- VCD cover
- Traditional Chinese: 烏龍大家庭
- Simplified Chinese: 乌龙大家庭
- Hanyu Pinyin: Wū Lóng Dà Jiā Tíng
- Jyutping: Wu1 Lung2 Daai6 Gaa Ting4
- Directed by: Dean Shek
- Screenplay by: Edward Lee
- Produced by: Dean Shek
- Starring: Dean Shek Anglie Leung Kwan Tak-hing Gigi Lai Gary Young Lim Lau Tat-sang Roy Chiao Lee Heung-kam Cho Tat-wah
- Cinematography: Henry Chan
- Edited by: Wong Ming-lam
- Music by: Tony Lo
- Production company: Cinema City
- Distributed by: Cinema City
- Release date: 27 March 1986;
- Running time: 85 minutes
- Country: Hong Kong
- Language: Cantonese
- Box office: HK$7,229,517

= The Family Strikes Back =

1986 Hong Kong film by Dean Shek

The Family Strikes Back is a 1986 Hong Kong action comedy film produced, directed by and starring Dean Shek.

The film focuses on a mad scientist who orders his assistants to kidnap victims for use in his experiments.
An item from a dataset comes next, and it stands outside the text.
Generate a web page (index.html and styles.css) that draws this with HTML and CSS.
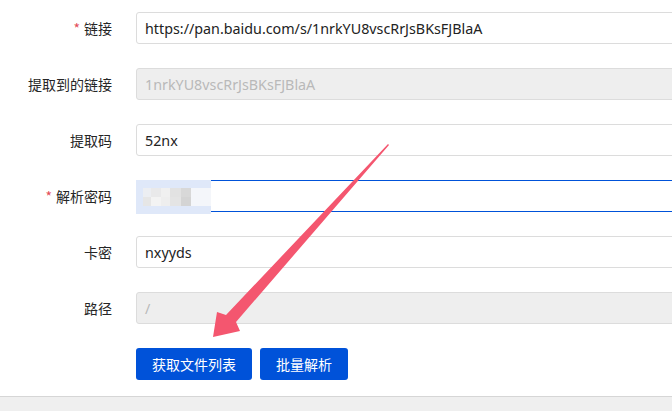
FILE: index.html
```html
<!DOCTYPE html>
<html lang="zh-CN">
<head>
<meta charset="utf-8">
<title>解析</title>
<link rel="stylesheet" href="styles.css">
</head>
<body>
<div class="page">
  <form class="form">
    <div class="row">
      <label class="label"><span class="req">*</span>链接</label>
      <div class="input">https://pan.baidu.com/s/1nrkYU8vscRrJsBKsFJBlaA</div>
    </div>
    <div class="row">
      <label class="label">提取到的链接</label>
      <div class="input disabled">1nrkYU8vscRrJsBKsFJBlaA</div>
    </div>
    <div class="row">
      <label class="label">提取码</label>
      <div class="input">52nx</div>
    </div>
    <div class="row">
      <label class="label"><span class="req">*</span>解析密码</label>
      <div class="input focused">
        <div class="blur">
          <div class="blur-inner">
            <span class="px p1"></span><span class="px p2"></span><span class="px p3"></span><span class="px p4"></span><span class="px p9"></span>
            <span class="px p5"></span><span class="px p6"></span><span class="px p7"></span><span class="px p8"></span><span class="px p10"></span>
          </div>
        </div>
      </div>
    </div>
    <div class="row">
      <label class="label">卡密</label>
      <div class="input">nxyyds</div>
    </div>
    <div class="row">
      <label class="label">路径</label>
      <div class="input disabled">/</div>
    </div>
    <div class="row actions">
      <span class="label"></span>
      <div class="buttons">
        <button type="button" class="btn wide">获取文件列表</button>
        <button type="button" class="btn">批量解析</button>
      </div>
    </div>
  </form>
  <div class="footer"></div>
  <svg class="arrow" width="672" height="411" viewBox="0 0 672 411">
    <polygon points="389,145 236,322 240,331 213,337 217,312 226,315 388,144" fill="#f4566f"/>
  </svg>
</div>
</body>
</html>
```

FILE: styles.css
```css
html, body {
  margin: 0;
  padding: 0;
  background: #ffffff;
  overflow: hidden;
}
.page {
  position: relative;
  width: 672px;
  height: 411px;
  overflow: hidden;
  font-family: "Noto Sans", "Noto Sans CJK SC", sans-serif;
  font-size: 14px;
  color: #222;
}
.form {
  display: flex;
  flex-direction: column;
  gap: 24px;
  padding-top: 12px;
  width: 760px;
}
.row {
  display: flex;
  align-items: center;
  gap: 24px;
  height: 32px;
}
.label {
  width: 112px;
  flex: none;
  text-align: right;
  font-family: "Noto Sans CJK SC", sans-serif;
  color: #262626;
}
.req {
  color: #e34d59;
  margin-right: 4px;
}
.input {
  flex: 1;
  height: 32px;
  box-sizing: border-box;
  border: 1px solid #dcdcdc;
  border-radius: 3px;
  padding: 0 8px;
  display: flex;
  align-items: center;
  color: #222;
  background: #fff;
  font-size: 14.3px;
}
.input.disabled {
  background: #eeeeee;
  color: #b9b9b9;
}
.input.focused {
  border: none;
  border-top: 1px solid #0052d9;
  border-bottom: 1px solid #0052d9;
  border-radius: 0;
  padding: 0;
  position: relative;
}
.blur {
  position: absolute;
  left: 0;
  top: -1px;
  width: 75px;
  height: 34px;
  background: #dfe8f9;
  display: flex;
  align-items: center;
  justify-content: flex-end;
  box-sizing: border-box;
}
.blur-inner {
  width: 68px;
  height: 18px;
  background: #f4f6fa;
  display: grid;
  grid-template-columns: 8px 10px 9px 11px 10px;
  grid-template-rows: 9px 9px;
}
.px { display: block; }
.p1 { background: #eceef2; }
.p2 { background: #e9e9ea; }
.p3 { background: #f0f0f0; }
.p4 { background: #e2e2e2; }
.p9 { background: #d8d8d8; }
.p5 { background: #e6e6e6; }
.p6 { background: #f3f3f3; }
.p7 { background: #eeeeee; }
.p8 { background: #e4e4e4; }
.p10 { background: #d4d4d4; }
.buttons {
  display: flex;
  gap: 8px;
}
.btn {
  height: 32px;
  border: none;
  border-radius: 3px;
  background: #0052d9;
  color: #fff;
  font-family: "Noto Sans CJK SC", sans-serif;
  font-size: 14px;
  padding: 0;
  width: 88px;
}
.btn.wide {
  width: 116px;
}
.footer {
  margin-top: 16px;
  height: 15px;
  border-top: 1px solid #d6d6d6;
  background: #efefef;
}
.arrow {
  position: absolute;
  left: 0;
  top: 0;
  pointer-events: none;
}
```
When a martial artist and his assistant intervene in a kidnapping incident, a police inspector has the idea to employ the martial artist as an undercover agent for the police. The martial artist has to impersonate a Japanese ally of the villain.

==Plot==
Professor Kiu (Roy Chiao) is a mad scientist who developed mental disorders from grieving the death of his son. Kiu orders his assistants to kidnap men to his lab, located in a private container on a vessel, for experiments. Police inspector Uncle Wah (Cho Tat-wah) had sent his subordinates to gather evidence in the vessel, but failed to find any.

Shek La-mai (Dean Shek), an acrobatic performer working in a nightclub, has practiced martial arts since childhood and was a former commander of the Special Duties Unit before he was dismissed by the police force due to accusations of sadism. Shek is currently a single father of three children living a happy life.

One night during his performance, Shek and his protege, Lam Hong (Gary Lam), witnessed and intervened in a kidnapping incident by Kiu's henchmen, and the two became targets of Kiu. On the other hand, Uncle Wah discovers Shek's resemblance to a Japanese scientist named Toyota, who colluded with Kiu. Wah formulates a plan for Shek to act undercover as Toyota in order to gather evidence from Kiu's lab.

==Cast==
- Dean Shek as Shek La-mai
- Angile Leung as Vennila
- Kwan Tak-hing as Shek Fei-hung
- Gigi Lai as Shek Lai-chi
- Gary Young Lim as Lam Jan Hong
- Lau Tat-sang as Sonny
- Roy Chiao as Professor Kiu
- Lee Heung-kam as Kiu's wife
- Cho Tat-wah as Uncle Wah
- Pomson Shi as Luk
- Helen Chan as Helen
- Kam Shan as thug
- Hoi Sang Lee as Kiu's Henchman
- Sai Gwa-Pau as So
- Liu Chun-hung
- Kingson Shek as Cop
- Hui Ying-ying
- Yiu Yau-hung
- Wellington Fung as Manager
- Teddy Chan as Police Inspector
- Lau Shung-fung
- Lo Wing
- Lo Hung
- Wong Lai-ching
- Fong Chow
- Wonh Kin-chow
- Pai Lan
- Wong On-tung
- Lim Chan
- Lee Yan-fai
- Robert Goodson as Police commissioner
- Barry Bullock as Inspector Kei
- Don Ferguson
- Jonathan Pine
- Roy Stanton
- Cliff Clark
- Chang Sing-kwong

==Box office==
The film grossed HK$7,229,517 at the Hong Kong box office during its theatrical run from 27 March to 9 April 1986.